Levy and fee not the same
“Understanding the difference between the Redisa waste management fee and a tax is critical to ensuring the ongoing success of this new tyre recycling industry’s development.
Buddy Munro has one idea of re-use. 
“A tax is a compulsory contribution to state revenue, levied by government on workers’ income and business profits, or added to the cost of some goods, services, and transactions.
“Money collected from taxes goes into the general fiscus. The waste management fee on the other hand is a fee paid by producers to offset the cost of dealing with tyres once they reach end-of-life.
“The Redisa Plan does not determine that consumers carry the cost: it is up to tyre producers whether and how they recover their cost.

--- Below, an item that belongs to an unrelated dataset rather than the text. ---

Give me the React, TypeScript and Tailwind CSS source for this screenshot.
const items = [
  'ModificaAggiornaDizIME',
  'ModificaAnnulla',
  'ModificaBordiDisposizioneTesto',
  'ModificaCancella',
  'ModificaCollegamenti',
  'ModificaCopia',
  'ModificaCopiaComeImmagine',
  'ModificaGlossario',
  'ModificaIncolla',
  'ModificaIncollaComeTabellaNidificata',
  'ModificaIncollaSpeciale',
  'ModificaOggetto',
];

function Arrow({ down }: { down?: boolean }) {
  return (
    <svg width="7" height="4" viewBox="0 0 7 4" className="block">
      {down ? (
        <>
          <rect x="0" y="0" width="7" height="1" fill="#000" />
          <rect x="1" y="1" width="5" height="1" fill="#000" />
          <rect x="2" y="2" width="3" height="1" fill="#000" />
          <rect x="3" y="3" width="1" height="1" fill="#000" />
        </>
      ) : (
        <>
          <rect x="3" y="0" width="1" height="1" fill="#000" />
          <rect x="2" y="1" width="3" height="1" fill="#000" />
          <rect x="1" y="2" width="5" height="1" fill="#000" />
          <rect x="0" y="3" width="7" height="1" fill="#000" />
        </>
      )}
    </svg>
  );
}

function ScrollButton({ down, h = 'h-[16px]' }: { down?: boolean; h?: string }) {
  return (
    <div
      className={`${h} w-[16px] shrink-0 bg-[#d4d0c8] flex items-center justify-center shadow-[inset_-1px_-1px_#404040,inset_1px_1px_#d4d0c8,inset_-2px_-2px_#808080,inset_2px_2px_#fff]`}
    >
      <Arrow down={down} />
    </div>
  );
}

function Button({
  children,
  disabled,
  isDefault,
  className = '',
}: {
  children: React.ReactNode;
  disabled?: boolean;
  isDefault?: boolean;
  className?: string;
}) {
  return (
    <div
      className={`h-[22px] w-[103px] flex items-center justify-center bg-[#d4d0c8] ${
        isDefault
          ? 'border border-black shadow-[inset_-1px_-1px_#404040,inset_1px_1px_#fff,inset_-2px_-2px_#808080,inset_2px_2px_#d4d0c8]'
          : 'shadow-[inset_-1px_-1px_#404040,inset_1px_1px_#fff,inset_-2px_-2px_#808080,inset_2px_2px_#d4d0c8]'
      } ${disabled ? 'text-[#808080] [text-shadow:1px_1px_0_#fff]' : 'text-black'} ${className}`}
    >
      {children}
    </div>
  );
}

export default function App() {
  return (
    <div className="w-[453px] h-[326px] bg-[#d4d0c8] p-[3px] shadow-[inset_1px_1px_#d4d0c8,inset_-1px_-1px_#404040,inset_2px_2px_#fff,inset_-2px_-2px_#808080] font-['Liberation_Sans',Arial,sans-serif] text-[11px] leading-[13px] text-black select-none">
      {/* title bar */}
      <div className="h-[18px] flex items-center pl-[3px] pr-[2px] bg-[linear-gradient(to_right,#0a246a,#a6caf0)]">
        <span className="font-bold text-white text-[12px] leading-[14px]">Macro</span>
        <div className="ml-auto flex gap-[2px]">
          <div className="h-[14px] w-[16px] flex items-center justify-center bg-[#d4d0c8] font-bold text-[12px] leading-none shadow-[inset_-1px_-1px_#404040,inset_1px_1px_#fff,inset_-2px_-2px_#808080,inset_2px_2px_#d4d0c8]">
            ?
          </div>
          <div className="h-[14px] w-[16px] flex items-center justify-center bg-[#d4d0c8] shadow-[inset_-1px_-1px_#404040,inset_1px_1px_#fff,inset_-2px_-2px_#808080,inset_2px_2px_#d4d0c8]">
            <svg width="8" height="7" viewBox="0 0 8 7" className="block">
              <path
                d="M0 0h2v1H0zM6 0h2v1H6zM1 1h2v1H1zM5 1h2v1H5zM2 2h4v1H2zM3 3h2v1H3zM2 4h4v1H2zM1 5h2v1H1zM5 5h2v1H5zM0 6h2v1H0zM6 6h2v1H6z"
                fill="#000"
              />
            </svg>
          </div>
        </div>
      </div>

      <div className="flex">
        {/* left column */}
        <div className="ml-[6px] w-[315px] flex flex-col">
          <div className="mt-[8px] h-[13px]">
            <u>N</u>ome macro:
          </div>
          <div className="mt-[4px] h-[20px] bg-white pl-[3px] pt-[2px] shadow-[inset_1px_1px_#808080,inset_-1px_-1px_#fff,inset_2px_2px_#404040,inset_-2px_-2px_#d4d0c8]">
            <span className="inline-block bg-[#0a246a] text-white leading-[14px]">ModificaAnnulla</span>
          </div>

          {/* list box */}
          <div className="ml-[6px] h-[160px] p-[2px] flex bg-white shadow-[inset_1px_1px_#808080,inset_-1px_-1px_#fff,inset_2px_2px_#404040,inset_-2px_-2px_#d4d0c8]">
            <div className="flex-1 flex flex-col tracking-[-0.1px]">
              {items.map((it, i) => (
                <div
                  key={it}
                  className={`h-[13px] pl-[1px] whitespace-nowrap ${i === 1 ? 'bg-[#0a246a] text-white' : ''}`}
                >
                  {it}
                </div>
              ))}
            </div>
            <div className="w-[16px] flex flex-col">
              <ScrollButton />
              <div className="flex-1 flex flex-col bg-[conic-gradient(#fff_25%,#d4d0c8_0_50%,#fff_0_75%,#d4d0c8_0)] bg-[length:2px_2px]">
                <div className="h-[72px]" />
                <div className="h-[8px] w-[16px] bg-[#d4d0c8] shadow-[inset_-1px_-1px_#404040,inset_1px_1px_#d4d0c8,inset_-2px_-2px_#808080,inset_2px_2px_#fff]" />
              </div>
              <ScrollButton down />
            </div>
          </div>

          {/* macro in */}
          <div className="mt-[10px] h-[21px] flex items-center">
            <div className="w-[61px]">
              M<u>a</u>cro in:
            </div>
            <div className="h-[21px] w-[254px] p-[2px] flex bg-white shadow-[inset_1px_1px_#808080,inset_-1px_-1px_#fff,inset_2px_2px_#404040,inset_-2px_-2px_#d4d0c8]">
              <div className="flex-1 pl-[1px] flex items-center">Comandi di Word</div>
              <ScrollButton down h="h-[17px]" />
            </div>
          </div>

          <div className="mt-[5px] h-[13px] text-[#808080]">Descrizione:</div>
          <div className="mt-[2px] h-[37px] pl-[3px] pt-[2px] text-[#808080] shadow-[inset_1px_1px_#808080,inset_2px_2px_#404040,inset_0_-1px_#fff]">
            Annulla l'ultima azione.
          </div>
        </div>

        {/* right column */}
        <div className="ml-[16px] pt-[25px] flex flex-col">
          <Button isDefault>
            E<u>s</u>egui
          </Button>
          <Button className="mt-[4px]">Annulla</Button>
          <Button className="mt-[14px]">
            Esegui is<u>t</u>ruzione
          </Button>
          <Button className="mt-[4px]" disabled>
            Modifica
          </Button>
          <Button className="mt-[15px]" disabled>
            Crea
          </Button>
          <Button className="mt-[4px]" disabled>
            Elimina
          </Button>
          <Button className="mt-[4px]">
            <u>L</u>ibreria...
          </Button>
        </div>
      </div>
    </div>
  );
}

A critical difference is that this money is directly and specifically applied to dealing with the product and building the recycling industry.
“These funds are managed responsibly, in an audited and accountable fashion, making it far more effective than a tax-based system where funds are diluted into the general Treasury pool without being ring-fenced.

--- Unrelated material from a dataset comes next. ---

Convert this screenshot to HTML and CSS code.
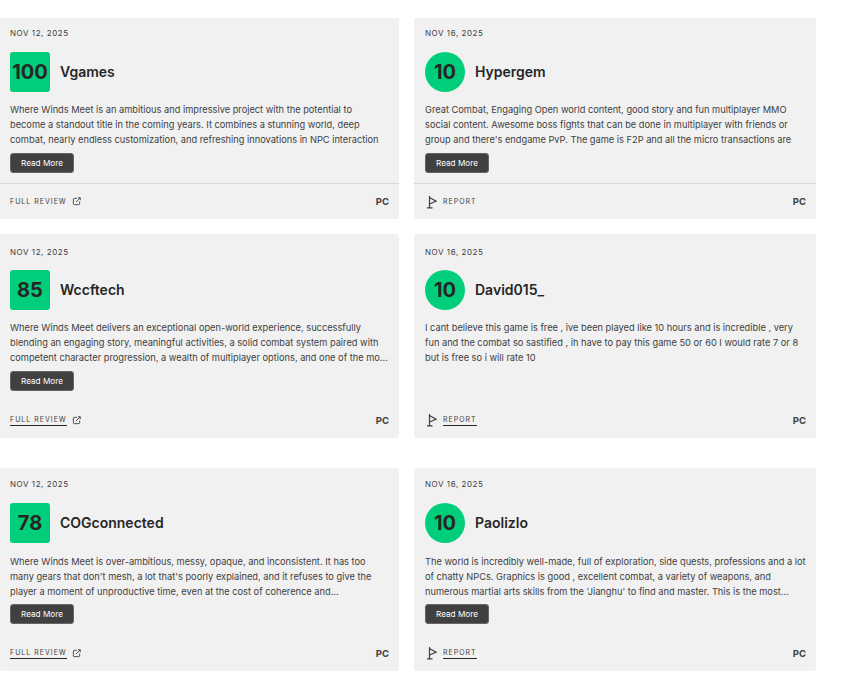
FILE: index.html
```html
<!DOCTYPE html>
<html lang="en">
<head>
    <meta charset="UTF-8">
    <title>Where Winds Meet reviews</title>
    <link rel="stylesheet" href="styles.css">
</head>
<body>
    <div class="row row-1">
        <div class="card card-left">
            <div class="date">NOV 12, 2025</div>
            <div class="head">
                <div class="score square">100</div>
                <div class="name">Vgames</div>
            </div>
            <p class="quote">Where Winds Meet is an ambitious and impressive project with the potential to become a standout title in the coming years. It combines a stunning world, deep combat, nearly endless customization, and refreshing innovations in NPC interaction</p>
            <a class="more">Read More</a>
            <div class="foot ruled">
                <span class="link"><span class="plain">FULL REVIEW</span>
                    <svg class="ext" viewBox="0 0 10 10"><path d="M5.5 1.5H2.5a1 1 0 0 0-1 1v5a1 1 0 0 0 1 1h5a1 1 0 0 0 1-1V5M4.5 5.5l4.5-4.5M6.5 .8H9.2V3.5" /></svg></span>
                <span class="plat">PC</span>
            </div>
        </div>
        <div class="card card-right">
            <div class="date">NOV 16, 2025</div>
            <div class="head">
                <div class="score circle">10</div>
                <div class="name">Hypergem</div>
            </div>
            <p class="quote">Great Combat, Engaging Open world content, good story and fun multiplayer MMO social content. Awesome boss fights that can be done in multiplayer with friends or group and there's endgame PvP. The game is F2P and all the micro transactions are</p>
            <a class="more">Read More</a>
            <div class="foot ruled">
                <span class="link"><svg class="flag" viewBox="0 0 12 14"><path d="M4.5 1v11.5M2 12.8h5.5M4.5 2.5L11 6.2 4.5 9" /></svg>
                    <span class="plain">REPORT</span></span>
                <span class="plat">PC</span>
            </div>
        </div>
    </div>

    <div class="row row-2">
        <div class="card card-left">
            <div class="date">NOV 12, 2025</div>
            <div class="head">
                <div class="score square">85</div>
                <div class="name">Wccftech</div>
            </div>
            <p class="quote">Where Winds Meet delivers an exceptional open-world experience, successfully blending an engaging story, meaningful activities, a solid combat system paired with competent character progression, a wealth of multiplayer options, and one of the mo...</p>
            <a class="more">Read More</a>
            <div class="foot">
                <span class="link"><span class="under">FULL REVIEW</span>
                    <svg class="ext" viewBox="0 0 10 10"><path d="M5.5 1.5H2.5a1 1 0 0 0-1 1v5a1 1 0 0 0 1 1h5a1 1 0 0 0 1-1V5M4.5 5.5l4.5-4.5M6.5 .8H9.2V3.5" /></svg></span>
                <span class="plat">PC</span>
            </div>
        </div>
        <div class="card card-right">
            <div class="date">NOV 16, 2025</div>
            <div class="head">
                <div class="score circle">10</div>
                <div class="name">David015_</div>
            </div>
            <p class="quote">I cant believe this game is free , ive been played like 10 hours and is incredible , very fun and the combat so sastified , ih have to pay this game 50 or 60 I would rate 7 or 8 but is free so i will rate 10</p>
            <a class="more hidden">Read More</a>
            <div class="foot">
                <span class="link"><svg class="flag" viewBox="0 0 12 14"><path d="M4.5 1v11.5M2 12.8h5.5M4.5 2.5L11 6.2 4.5 9" /></svg>
                    <span class="under">REPORT</span></span>
                <span class="plat">PC</span>
            </div>
        </div>
    </div>

    <div class="row row-3">
        <div class="card card-left">
            <div class="date">NOV 12, 2025</div>
            <div class="head">
                <div class="score square">78</div>
                <div class="name">COGconnected</div>
            </div>
            <p class="quote">Where Winds Meet is over-ambitious, messy, opaque, and inconsistent. It has too many gears that don't mesh, a lot that's poorly explained, and it refuses to give the player a moment of unproductive time, even at the cost of coherence and...</p>
            <a class="more">Read More</a>
            <div class="foot">
                <span class="link"><span class="under">FULL REVIEW</span>
                    <svg class="ext" viewBox="0 0 10 10"><path d="M5.5 1.5H2.5a1 1 0 0 0-1 1v5a1 1 0 0 0 1 1h5a1 1 0 0 0 1-1V5M4.5 5.5l4.5-4.5M6.5 .8H9.2V3.5" /></svg></span>
                <span class="plat">PC</span>
            </div>
        </div>
        <div class="card card-right">
            <div class="date">NOV 16, 2025</div>
            <div class="head">
                <div class="score circle">10</div>
                <div class="name">Paolizlo</div>
            </div>
            <p class="quote">The world is incredibly well-made, full of exploration, side quests, professions and a lot of chatty NPCs. Graphics is good , excellent combat, a variety of weapons, and numerous martial arts skills from the 'Jianghu' to find and master. This is the most...</p>
            <a class="more">Read More</a>
            <div class="foot">
                <span class="link"><svg class="flag" viewBox="0 0 12 14"><path d="M4.5 1v11.5M2 12.8h5.5M4.5 2.5L11 6.2 4.5 9" /></svg>
                    <span class="under">REPORT</span></span>
                <span class="plat">PC</span>
            </div>
        </div>
    </div>
</body>
</html>
```
FILE: styles.css
```css
* {
    padding: 0;
    margin: 0;
    box-sizing: border-box;
}

body {
    background: #fff;
    font-family: Inter, "Liberation Sans", sans-serif;
    color: #262626;
}

.row {
    display: flex;
    gap: 15px;
    width: 816px;
}

.row-1 {
    margin-top: 18px;
    height: 201px;
}

.row-2 {
    margin-top: 15px;
    height: 204px;
}

.row-3 {
    margin-top: 30px;
    height: 203px;
}

.card {
    background: #f1f1f1;
    display: flex;
    flex-direction: column;
    padding-top: 10px;
}

.row-2 .card,
.row-3 .card {
    border-radius: 3px;
}

.card-left {
    width: 399px;
    --pad: 10px;
}

.card-right {
    width: 402px;
    --pad: 11px;
}

.row-2 .card {
    padding-top: 13px;
}

.row-3 .card {
    padding-top: 11px;
}

.date {
    font-size: 8px;
    line-height: 11px;
    letter-spacing: .55px;
    color: #404040;
    margin-left: var(--pad);
}

.head {
    display: flex;
    align-items: center;
    gap: 10px;
    margin: 13px 0 0 var(--pad);
}

.row-2 .head {
    margin-top: 12px;
}

.score {
    width: 40px;
    height: 40px;
    background: #00ce7a;
    color: #262626;
    display: flex;
    align-items: center;
    justify-content: center;
    font-size: 20px;
    font-weight: 700;
}

.square {
    border-radius: 3px;
}

.circle {
    border-radius: 50%;
}

.name {
    font-size: 14px;
    font-weight: 600;
    margin-top: -2px;
}

.quote {
    font-size: 9.25px;
    line-height: 15px;
    color: #404040;
    margin: 10px 8px 0 var(--pad);
    height: 45px;
}

.row-1 .card-left .quote {
    margin-right: 14px;
}

.row-3 .quote {
    margin-top: 11px;
}

.more {
    display: block;
    width: 64px;
    height: 20px;
    margin: 6px 0 0 var(--pad);
    background: #404040;
    border: 1px solid #666;
    border-radius: 3px;
    color: #fff;
    font-size: 8.2px;
    line-height: 18px;
    text-align: center;
}

.row-3 .more {
    margin-top: 5px;
}

.hidden {
    visibility: hidden;
}

.foot {
    margin-top: auto;
    height: 36px;
    display: flex;
    align-items: center;
    justify-content: space-between;
    padding: 0 10px 0 var(--pad);
}

.ruled {
    border-top: 1px solid #d8d8d8;
}

.link {
    display: flex;
    align-items: center;
    gap: 5px;
    font-size: 7px;
    letter-spacing: 1px;
    color: #404040;
}

.under {
    border-bottom: 1px solid #262626;
    padding-bottom: 1px;
}

.ext {
    width: 9px;
    height: 9px;
    fill: none;
    stroke: #404040;
    stroke-width: 1;
}

.flag {
    width: 12px;
    height: 14px;
    margin-right: 1px;
    fill: none;
    stroke: #404040;
    stroke-width: 1.2;
}

.plat {
    font-size: 9.5px;
    font-weight: 700;
    color: #404040;
}
```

“It is important that Redisa collect the waste management fee because it allows us to change the fee structure that producers and importers of tyres pay according to an environmental rating system for tyres that is currently being developed.
“To this end, Redisa is building a tyre Product Testing Institute that has as its main objective to test tyres and environmentally rate and certify each type of tyre. The better the rating, the lower the fee.

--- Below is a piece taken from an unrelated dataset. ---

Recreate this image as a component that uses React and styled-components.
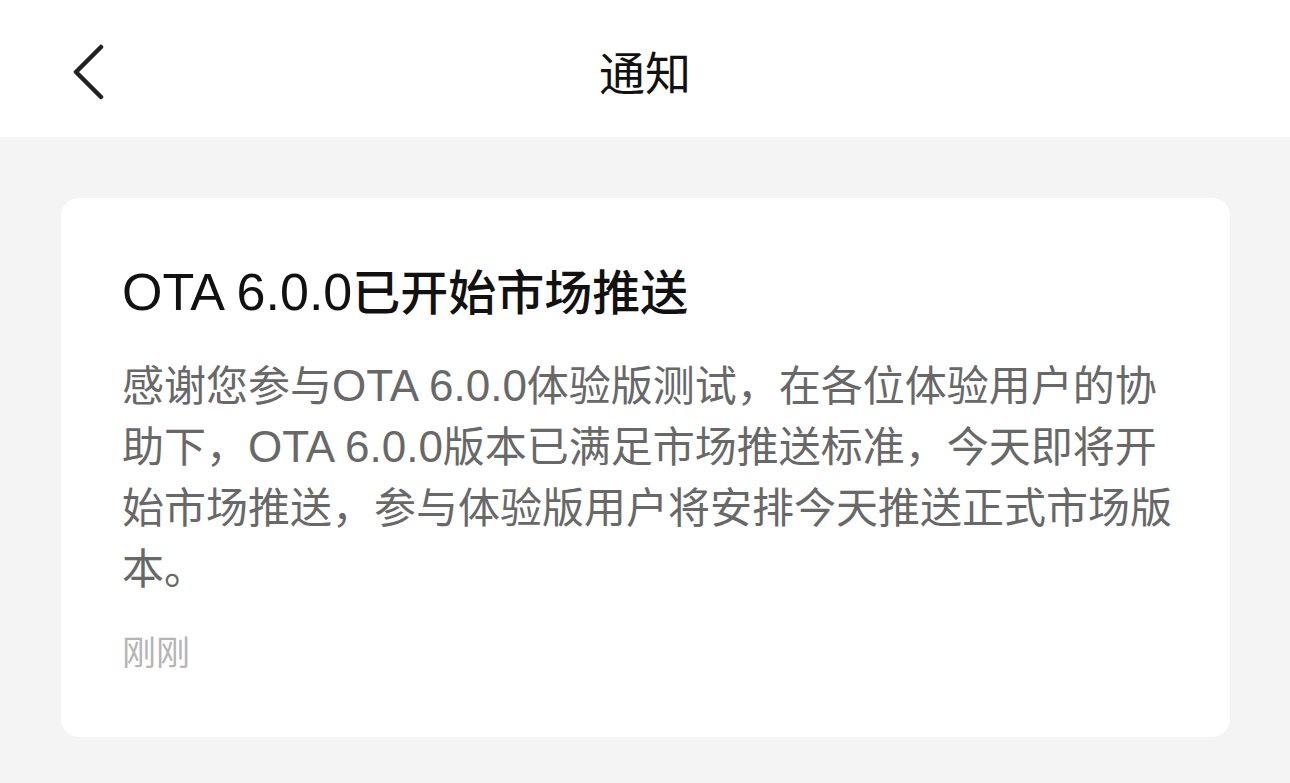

“Currently, the waste management fee paid to Redisa is standardised at R2,30 per kilogram. Once an environmental rating system has been developed and linked to tyre homologation standards, Redisa will be in a position to set a new pricing structure.
“This will allow those tyres manufactured using better environmental standards to have a lower fee, while those tyres that are manufactured with more adverse effects on the environmental will have a higher fee.
“This capacity to introduce a differentiated fee structure is absolutely fundamental to the Redisa business model because it creates an upstream incentive for tyre manufacturers to change their production methods to cleaner technology and lower environmental impacts.
“This means that in the long-term, should all tyre producers start using production methods that are fully cradle-to-cradle certified tyres, then the waste management fee charged in South Africa will reduce to zero since the associated environmental impact will be zero.”
Plastic bag tax
As for how Redisa’s management fee differ from a plastic bag tax introduced in 2004, Erdmann said one of the key challenges of the plastic bag tax is that the funds collected go directly to the government fiscus, and the DEA has to apply to Treasury to recoup monies to develop the promised recycling industry.
He said the Buyisa-e-Bag NGO that was started as the implementation arm, was closed in 2011 without being able to achieve its objectives.
“A study by the CSIR reported that in the February 2006 financial year only seven percent of the levies collected actually got paid to Buyisa-e-Bag, so it is perhaps not surprising that the organisation shut down with little to show. In contrast, when the Redisa Plan was legislated, Minister Molewa emphasised that the waste management fee collected would not end up in the general fiscus, and that it would be the responsibility of those introducing the waste (i.e. tyre manufactures and importers) to pay for the remediation of the resulting waste.
“The advantage is that Redisa is 100% accountable for what happens with the funds through strict corporate governance practices and audit requirements that ensure these funds are applied according to the mandates set out in the plan.
“Without the waste management fee being used as prescribed in the Redisa Plan, the new tyre recycling industry would not have been established, and the creation of jobs, small businesses and other socio-economic benefits would not be possible.”
So what next?
“We have always believed that with waste comes opportunity, and that by looking at waste differently from a circular economy perspective we can only grow as an economy.
“With South Africans generating more than 108 million tons of waste per year and only 10% of this being recycled, there is an opportunity to turn the burden of waste around.
“The circular economy approach could successfully be used to recover and recycle all kinds of waste.

“The Redisa Plan provides government a solution at no cost to the fiscus, and drives GDP and employment growth.”